What the task requires
Leave out the pictures and repeat the rest of the material exactly.

Information supplied
§
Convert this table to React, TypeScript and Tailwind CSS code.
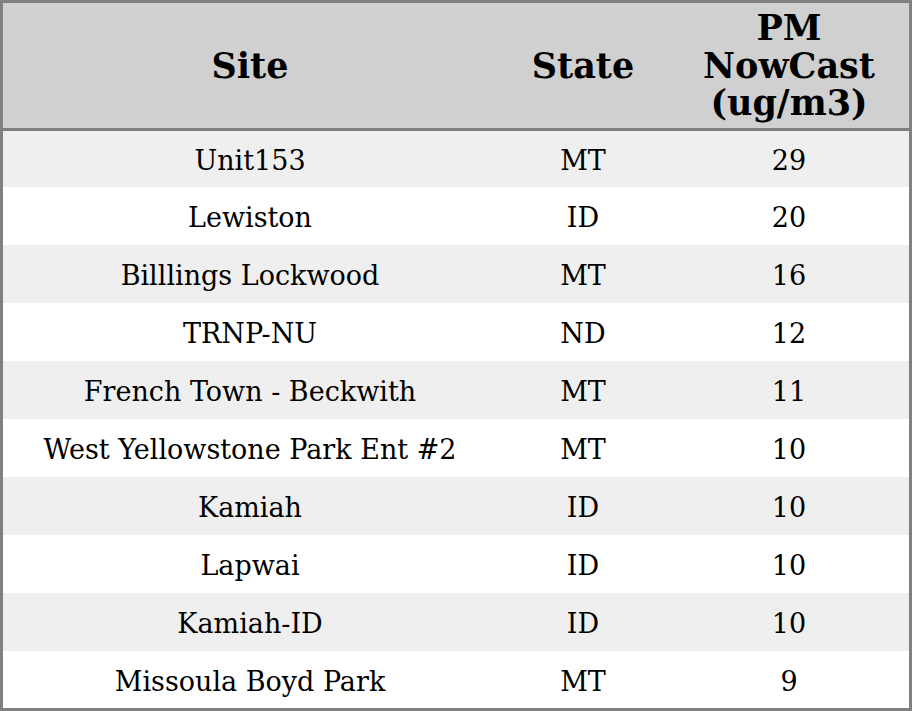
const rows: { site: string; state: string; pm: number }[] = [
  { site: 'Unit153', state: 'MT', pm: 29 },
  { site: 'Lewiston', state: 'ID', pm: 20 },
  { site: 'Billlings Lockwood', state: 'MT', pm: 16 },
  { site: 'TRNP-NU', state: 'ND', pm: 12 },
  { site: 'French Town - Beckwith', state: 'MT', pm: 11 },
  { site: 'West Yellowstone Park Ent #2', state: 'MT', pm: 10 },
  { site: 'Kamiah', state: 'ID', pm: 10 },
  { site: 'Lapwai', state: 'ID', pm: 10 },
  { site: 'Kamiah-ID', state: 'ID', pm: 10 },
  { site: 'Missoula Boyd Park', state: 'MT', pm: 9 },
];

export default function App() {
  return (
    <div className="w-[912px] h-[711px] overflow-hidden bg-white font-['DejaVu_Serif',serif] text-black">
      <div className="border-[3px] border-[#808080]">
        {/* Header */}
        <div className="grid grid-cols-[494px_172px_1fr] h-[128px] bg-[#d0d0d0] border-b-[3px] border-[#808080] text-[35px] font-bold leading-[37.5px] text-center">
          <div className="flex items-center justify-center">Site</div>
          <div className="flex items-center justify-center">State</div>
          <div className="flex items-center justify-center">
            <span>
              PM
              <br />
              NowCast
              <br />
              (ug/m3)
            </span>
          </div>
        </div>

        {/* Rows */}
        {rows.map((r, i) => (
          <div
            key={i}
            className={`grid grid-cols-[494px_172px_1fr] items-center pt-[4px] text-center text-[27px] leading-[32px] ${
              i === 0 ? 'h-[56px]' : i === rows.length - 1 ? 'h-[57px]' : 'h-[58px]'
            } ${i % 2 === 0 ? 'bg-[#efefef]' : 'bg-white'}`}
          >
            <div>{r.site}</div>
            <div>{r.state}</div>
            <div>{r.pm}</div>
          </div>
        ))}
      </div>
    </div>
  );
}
§
Result of the exercise
Convert this table to React, TypeScript and Tailwind CSS code.
const rows: { site: string; state: string; pm: number }[] = [
  { site: 'Unit153', state: 'MT', pm: 29 },
  { site: 'Lewiston', state: 'ID', pm: 20 },
  { site: 'Billlings Lockwood', state: 'MT', pm: 16 },
  { site: 'TRNP-NU', state: 'ND', pm: 12 },
  { site: 'French Town - Beckwith', state: 'MT', pm: 11 },
  { site: 'West Yellowstone Park Ent #2', state: 'MT', pm: 10 },
  { site: 'Kamiah', state: 'ID', pm: 10 },
  { site: 'Lapwai', state: 'ID', pm: 10 },
  { site: 'Kamiah-ID', state: 'ID', pm: 10 },
  { site: 'Missoula Boyd Park', state: 'MT', pm: 9 },
];

export default function App() {
  return (
    <div className="w-[912px] h-[711px] overflow-hidden bg-white font-['DejaVu_Serif',serif] text-black">
      <div className="border-[3px] border-[#808080]">
        {/* Header */}
        <div className="grid grid-cols-[494px_172px_1fr] h-[128px] bg-[#d0d0d0] border-b-[3px] border-[#808080] text-[35px] font-bold leading-[37.5px] text-center">
          <div className="flex items-center justify-center">Site</div>
          <div className="flex items-center justify-center">State</div>
          <div className="flex items-center justify-center">
            <span>
              PM
              <br />
              NowCast
              <br />
              (ug/m3)
            </span>
          </div>
        </div>

        {/* Rows */}
        {rows.map((r, i) => (
          <div
            key={i}
            className={`grid grid-cols-[494px_172px_1fr] items-center pt-[4px] text-center text-[27px] leading-[32px] ${
              i === 0 ? 'h-[56px]' : i === rows.length - 1 ? 'h-[57px]' : 'h-[58px]'
            } ${i % 2 === 0 ? 'bg-[#efefef]' : 'bg-white'}`}
          >
            <div>{r.site}</div>
            <div>{r.state}</div>
            <div>{r.pm}</div>
          </div>
        ))}
      </div>
    </div>
  );
}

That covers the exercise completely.